Folman emphasized that the film is true animation, not rotoscoping, where live-action video is painted over. “I just don’t believe in that technique,” he said. “Not that it’s easy work—it’s not. But I think that the technique is so much ‘out there’ that you can’t get emotionally attached to the characters when you see that their faces are drawn over and not drawn from scratch.”
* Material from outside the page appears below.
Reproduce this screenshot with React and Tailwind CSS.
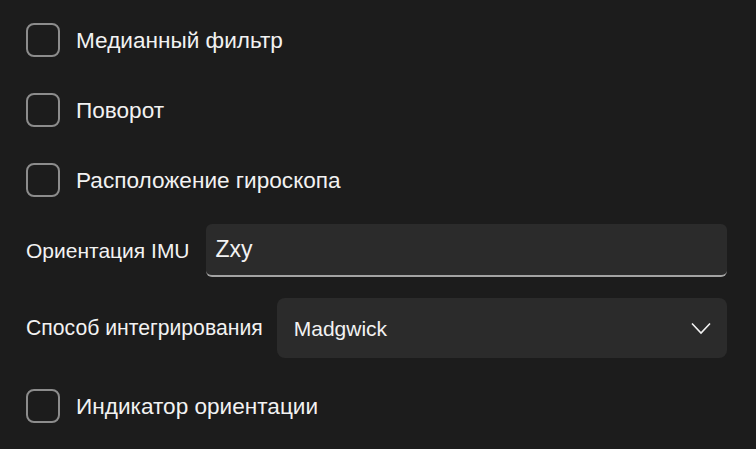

At the end of “Waltz with Bashir,” however, Folman switches to live news footage of the carnage that was found in the camps after the massacre. “It’s an ideological decision I took—it’s not even an artistic decision,” he said. “It was essential for me to prevent the situation that someone, somewhere would walk out of the theatre and think it’s a very cool antiwar animated film with great drawings and cool music. I mean, it happened, and thousands of people died there, all of whom were non-protected—women, old people, a lot of kids. And it’s only fifty seconds, though you have the feeling that it lasts forever. Those fifty seconds put the whole film into proportion, they put me into proportion, my story, the animation, the beautiful drawings—everything.

“I didn’t want to investigate the political levels,” Folman emphasized. “I wouldn’t waste four years of my life doing that. I was more interested in the common soldier, because I was a common soldier then, and in trying to understand the chronology of the massacre—meaning, how long does it take for someone to gather all the facts and put it into one frame that tells you there’s a mass murder going on around the corner? That’s what I tried to do in the last part of the film.”

Folman added: “I think the film has a very universal theme, and I think it could have been written by an ex-American soldier in Vietnam or a current American soldier in Iraq. I think that the only statement coming out of the film is a very strong antiwar statement. In contradiction to a lot of big American films, this doesn’t glorify war in any way, or give you the bravery of war or the brotherhood of man—nothing. It just shows you how useless wars are, and you can say that about any war from my point of view.”

That strongly pacifist sentiment is why Folman is a bit uncomfortable with the fact that the current Israeli government has embraced “Waltz with Bashir.”